The American Society of Association Executives (ASAE) and the Center for Association Leadership has awarded the National Corn Growers Association with a 2008 Gold Circle Award in the category of “Blogs – Association Annual Budget Greater than $2 Million” for Corn Commentary.
John H. Graham IV, CAE, president and CEO of ASAE, said “These organizations show how successful communication vehicles help associations accomplish their strategic goals and mission. I applaud the skilled communication professionals who have mastered their tools and communications strategies to create these exemplary pieces.”
Incidentally, Corn Commentary is just about to celebrate its first anniversary. The site was launched August 2, 2007 and this post is number 416.
Posted By Cindy July 25, 2008
Some of the most respected names in agriculture are teaming up to make the case that the world can produce both food and fuel and do so abundantly and sustainably.
The Alliance for Abundant Food and Energy includes Archer Daniels Midland, DuPont, John Deere, Monsanto, as well as the Renewable Fuels Association, who are all committed to “improving diets and reducing dependence on fossil fuels through agricultural productivity worldwide.”
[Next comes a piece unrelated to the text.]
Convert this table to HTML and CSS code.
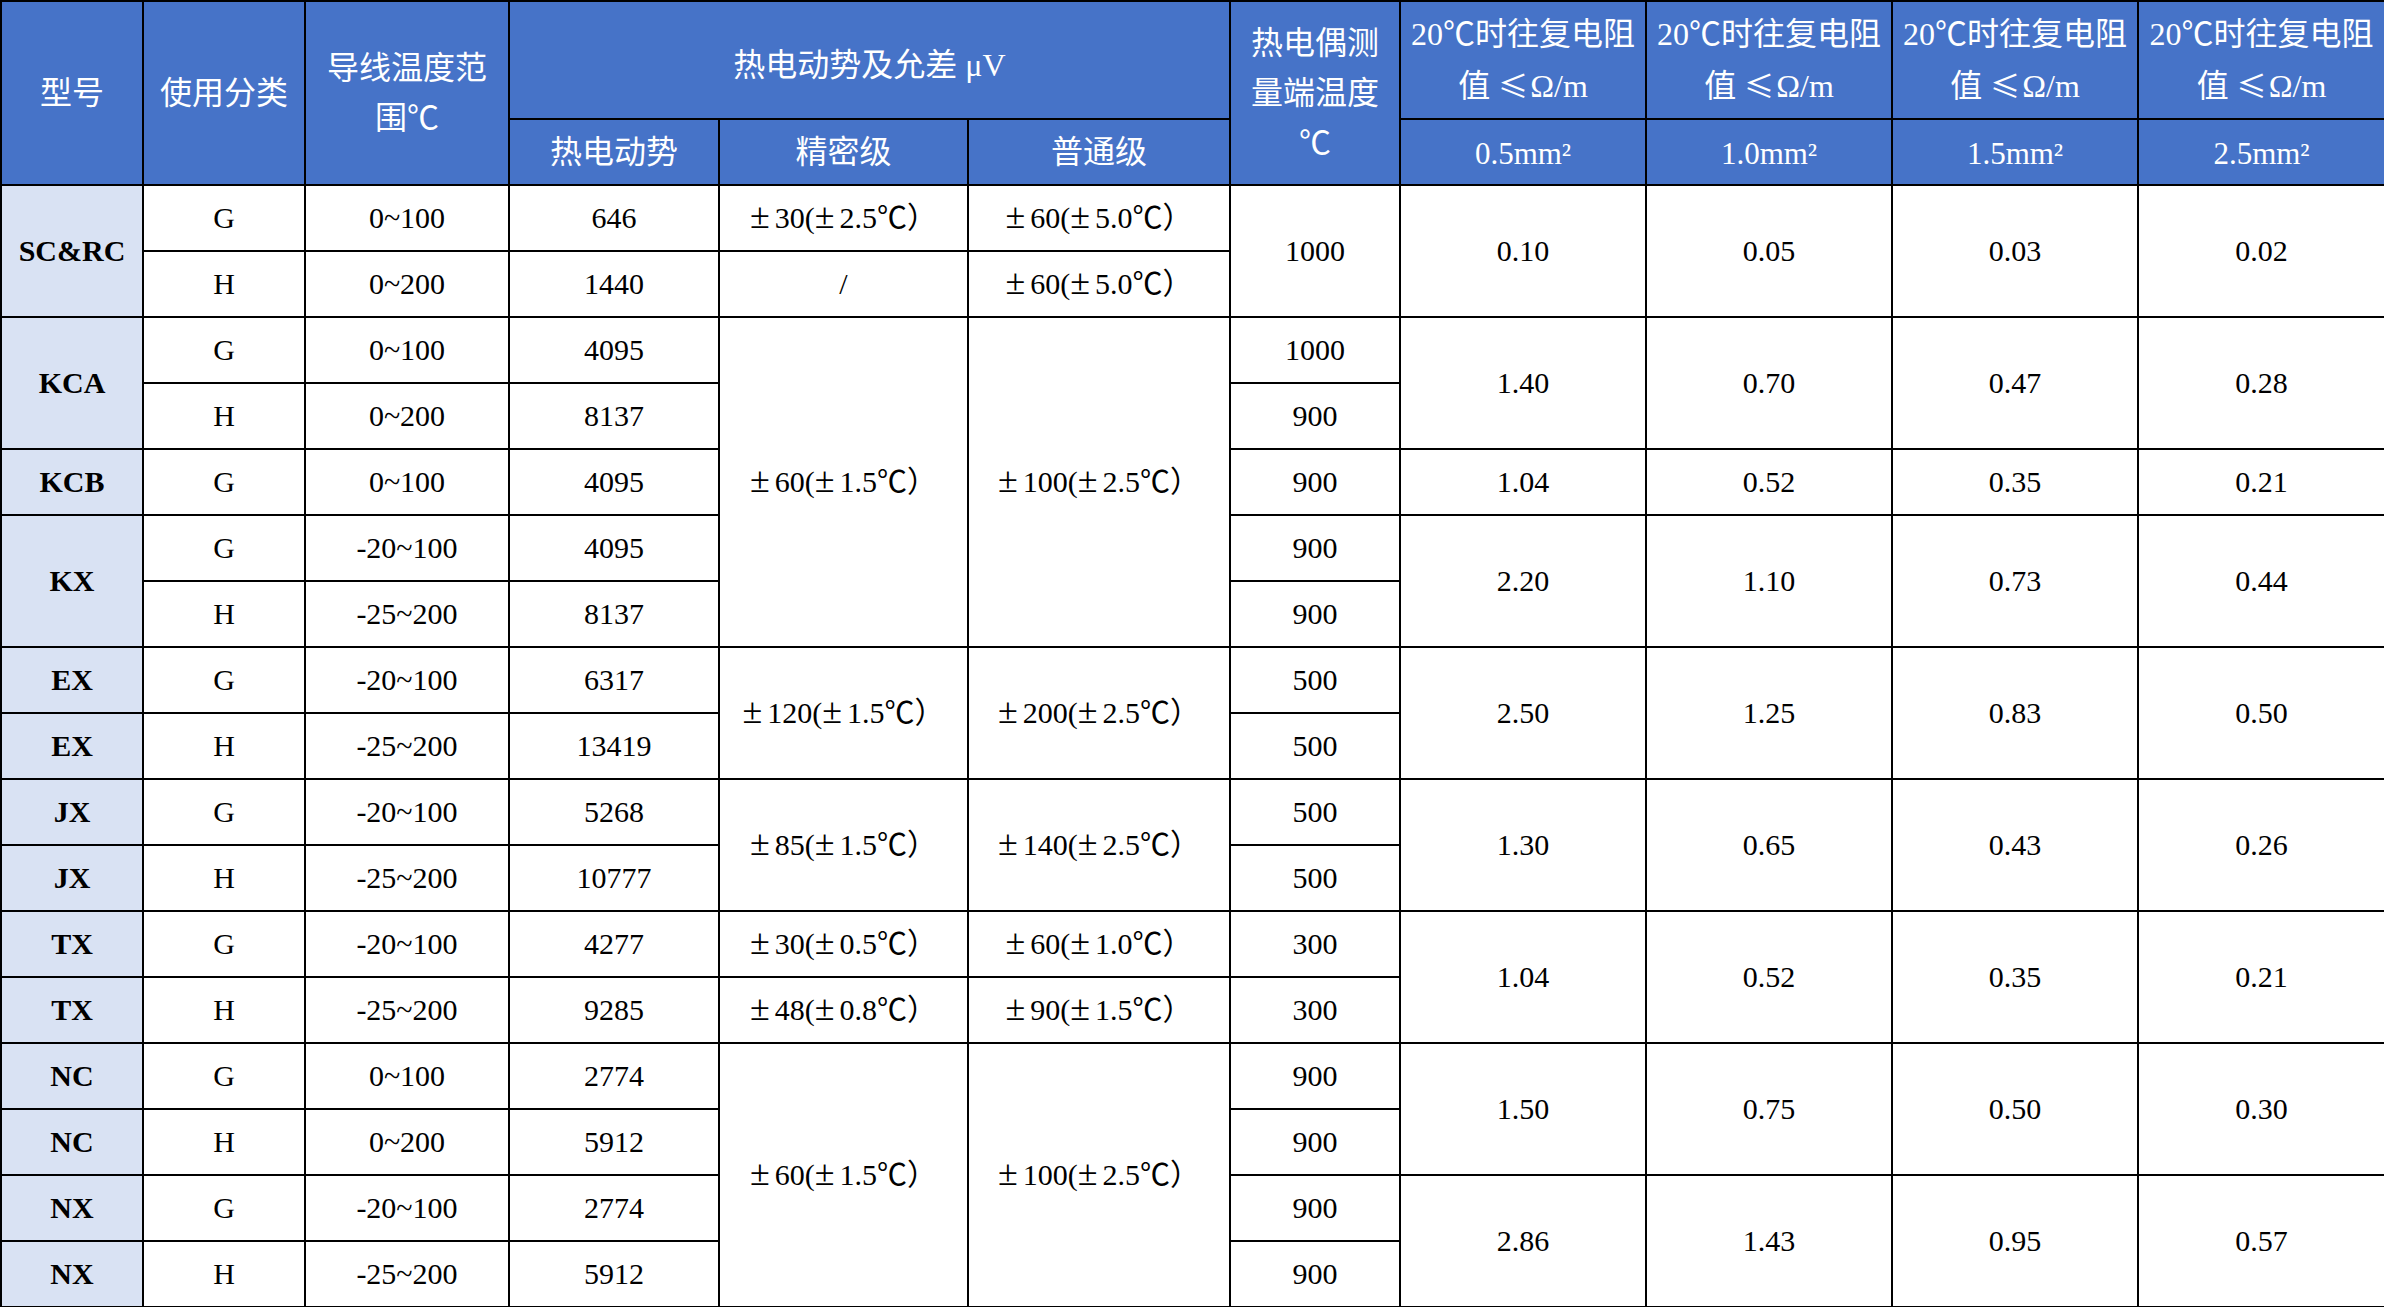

Recently, critics have tried to frame the debate as an “either/or” decision, making people feel they must choose between food and energy security. The Alliance believes this is a false choice that ignores both the capabilities of agriculture and our nation’s history of using innovation to solve our problems. The Alliance realizes both are possible – and can be accomplished using less land and fewer resources than generally understood.
They point out the important innovations that these companies have already made to improve agricultural productivity, such as “seeds that yield more per acre, tractors that use GPS technology to avoid re-seeding rows, and processing techniques that allow us to make even more from a simple grain of corn. At the same time, these companies have sought to share their advances with farmers through donations and training programs in the U.S. and worldwide.”
The alliance plans to actively promote this message through advertising, lobbying and public relations efforts.